With its straight-into-the-action-and-peril proceedings picking directly up from the end of Thor: Ragnarok and the Asgardian survivors facing off a ship from Thanos, the film decides to simply settle a lot of proceedings on the punch-fight-exposition-fight-exposition-fight method.

It's well executed as it bounces around the globe and into space, but there's definitely an over-riding feeling of weariness as the relentless CGI action kicks and smashes its way through (and certainly, a couple of scenes creak under the weight of being generated and rendered).
Avengers: Infinity War: Film Review

It tries to fights the curse of quite obvious writing in parts with lots of patently obvious signposting (all of which are too spoilery to discuss) and doesn't quite succeed at times, and there's definitely a feeling of set-up throughout.

As a sense of spectacle, Avengers: Infinity Wardoes deliver what the rabid Marvel fanboys want - a team up of epic proportions and scale and the Russo brothers deliver it mostly with considerable aplomb. Handling the unwieldly character roster with ease, most of the cast get a moment or some time in the spotlight (albeit with brevity and largely through a fight scene or two - and certainly Hulk's reunion with Black Widow is a massive disappointment), and it's a relative reward for the decade of set-up.
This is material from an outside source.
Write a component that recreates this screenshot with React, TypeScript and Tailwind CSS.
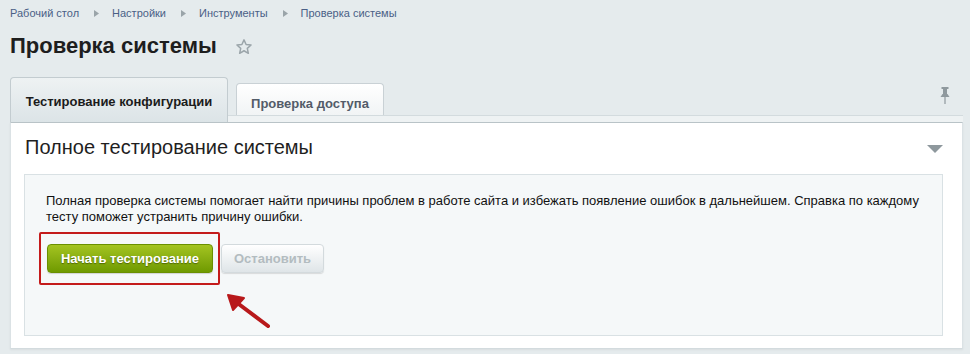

The Guardians provide the obligatory (and occasionally annoying) laughs as usual after entering to Rubberband Man, but teeter dangerously close to ripping the stakes' foundations from under proceedings with their flippancy. And disappointingly, Wakanda's involvement feels piecemeal, rote and written to provide a Phantom Menace fight redux sequence in the final act.
Avengers: Infinity War: Film Review

However, it's Brolin's motion capture Thanos who impresses most in Avengers: Infinity War.
Built up as a major threat in the preceding films, Thanos is a relatively complex and solid villain with the emotional depth and degrees of tragedy which give weight and heft to proceedings and parts of his motive. This is the villain the Marvel Cinematic Universe has needed and the threat that comes from him is as tangible as it is terrifying.

There is a feeling though throughout Avengers: Infinity War that death should have come knocking a bit more and certainly for some of the bigger names within the ensemble to truly hit the emotional mark, and while the oddly audacious but curiously emotion-free downbeat ending is to be lauded, it does reek of the usual tropes of the genre - ie fantasy deaths never really tend to stick, and slightly feels like a quick "this can be done over" in the next film - and certainly, there is a distinct lack of feeling permeating the screen.

Epic in popcorn entertainment and scale, but disappointingly limited in parts of its narrative, the at-times soapy and occasionally narratively uneven Avengers: Infinity War may feel like Marvel's trying to clear the table in lieu of the next phase, and setting up for the next one. (Though the time to be daring and dispatch with the post-credits sequence has been squandered with this one).

It possibly could have done with easing up a little here and there, and giving space to breathe, however, in terms of rewarding the fans of the franchise, Avengers: Infinity War certainly ups the game, even if it still doesn't really take the bold chances and daring gambles it could have easily afforded to after a decade and 18 films.